Over the years, GFL’s revenue crashed from ₹3,431 crore in FY14 to just ₹3.5 crore in FY25—a staggering -99.9% fall in actual operations. Yet, somehow, it managed a PAT of ₹14.6 crore this quarter thanks to investment gains. That’s not performance—it’s portfolio luck.
The INOX Group can still boast fancy ISO certifications and a fluorochemical empire, but GFL itself is now the “distribution and investment” arm—a polite way to say “a legal entity that lives off dividends.”

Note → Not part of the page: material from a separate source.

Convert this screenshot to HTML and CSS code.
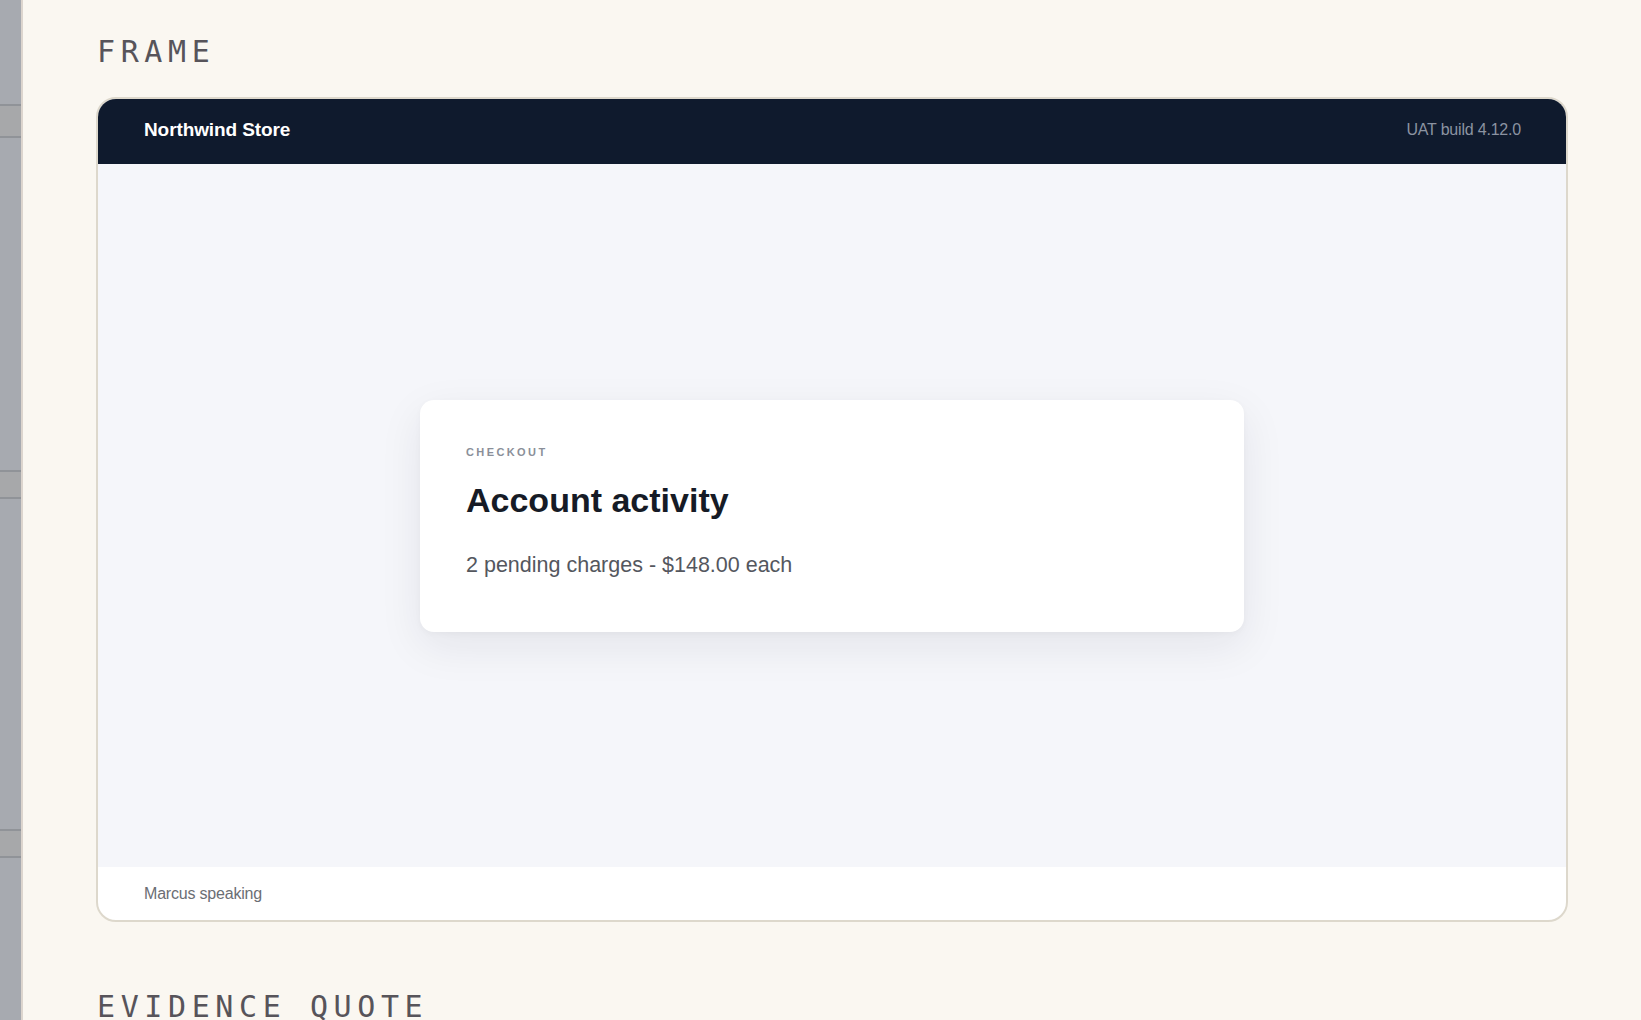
FILE: index.html
```html
<!DOCTYPE html>
<html lang="en">
<head>
<meta charset="utf-8">
<title>Frame</title>
<link rel="stylesheet" href="styles.css">
</head>
<body>
<div class="page">
  <aside class="sidebar">
    <div class="sb-gap sb-gap-top"></div>
    <div class="sb-band sb-band-first"></div>
    <div class="sb-gap sb-gap-mid"></div>
    <div class="sb-band"></div>
    <div class="sb-gap sb-gap-mid2"></div>
    <div class="sb-band"></div>
    <div class="sb-gap sb-gap-rest"></div>
  </aside>
  <main class="main">
    <h2 class="section-title">FRAME</h2>
    <div class="frame">
      <header class="frame-header">
        <span class="brand">Northwind Store</span>
        <span class="build">UAT build 4.12.0</span>
      </header>
      <div class="frame-body">
        <div class="panel">
          <div class="eyebrow">CHECKOUT</div>
          <h1 class="panel-title">Account activity</h1>
          <p class="panel-text">2 pending charges - $148.00 each</p>
        </div>
      </div>
      <footer class="frame-footer">Marcus speaking</footer>
    </div>
    <h2 class="section-title">EVIDENCE QUOTE</h2>
  </main>
</div>
</body>
</html>
```

FILE: styles.css
```css
html, body {
  margin: 0;
  padding: 0;
  height: 100%;
  overflow: hidden;
  background: #faf7f1;
}

.page {
  display: flex;
  min-height: 100%;
}

.sidebar {
  width: 21px;
  flex: 0 0 21px;
  background: #a7aab0;
  border-right: 2px solid #dcd5ce;
  display: flex;
  flex-direction: column;
}

.sb-gap-top { height: 104px; }
.sb-gap-mid { height: 332px; }
.sb-gap-mid2 { height: 330px; }
.sb-gap-rest { flex: 1; }

.sb-band {
  height: 25px;
  background: #a7a8aa;
  border-top: 2px solid #909398;
  border-bottom: 2px solid #909398;
}

.sb-band-first { height: 30px; }

.main {
  flex: 1;
  padding: 34px 73px 0 73px;
}

.section-title {
  margin: 0 0 27px;
  font-family: "DejaVu Sans Mono", "Liberation Mono", monospace;
  font-weight: normal;
  font-size: 30px;
  line-height: 36px;
  letter-spacing: 5.6px;
  color: #57545a;
  padding-left: 1px;
}

.frame {
  border: 2px solid #ddd8cc;
  border-radius: 20px;
  overflow: hidden;
  background: #ffffff;
  margin-bottom: 67px;
  display: flex;
  flex-direction: column;
}

.frame-header {
  height: 65px;
  background: #0f1a2d;
  display: flex;
  align-items: center;
  justify-content: space-between;
  padding: 0 45px 0 46px;
  font-family: "Liberation Sans", Arial, sans-serif;
}

.brand {
  color: #ffffff;
  font-weight: bold;
  font-size: 19px;
  letter-spacing: -0.1px;
  position: relative;
  top: -2px;
}

.build {
  color: #8b93a1;
  font-size: 16px;
  letter-spacing: -0.2px;
  position: relative;
  top: -2px;
}

.frame-body {
  height: 703px;
  background: #f5f6fa;
  display: flex;
  align-items: center;
  justify-content: center;
}

.panel {
  width: 824px;
  box-sizing: border-box;
  background: #ffffff;
  border-radius: 14px;
  padding: 45px 46px 52px;
  box-shadow: 0 14px 44px rgba(20, 28, 45, 0.08), 0 2px 6px rgba(20, 28, 45, 0.03);
  font-family: "Liberation Sans", Arial, sans-serif;
}

.eyebrow {
  font-size: 11px;
  line-height: 14px;
  font-weight: bold;
  letter-spacing: 2.4px;
  color: #8a8f99;
}

.panel-title {
  margin: 21px 0 0;
  font-size: 34px;
  line-height: 41px;
  font-weight: bold;
  color: #161b26;
}

.panel-text {
  margin: 29px 0 0;
  font-size: 21.5px;
  line-height: 30px;
  color: #54575e;
}

.frame-footer {
  height: 53px;
  display: flex;
  align-items: center;
  padding: 0 46px;
  font-family: "Liberation Sans", Arial, sans-serif;
  font-size: 16px;
  color: #6b6e74;
  letter-spacing: -0.2px;
}
```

3. Business Model – WTF Do They Even Do?
Let’s simplify it:
GFL Ltd is a holding and investment distribution company. It doesn’t manufacture, it doesn’t trade goods—it holds stakes, earns brokerage, and manages a collection of subsidiaries. Think of it as a family WhatsApp admin who doesn’t say much but still controls the group.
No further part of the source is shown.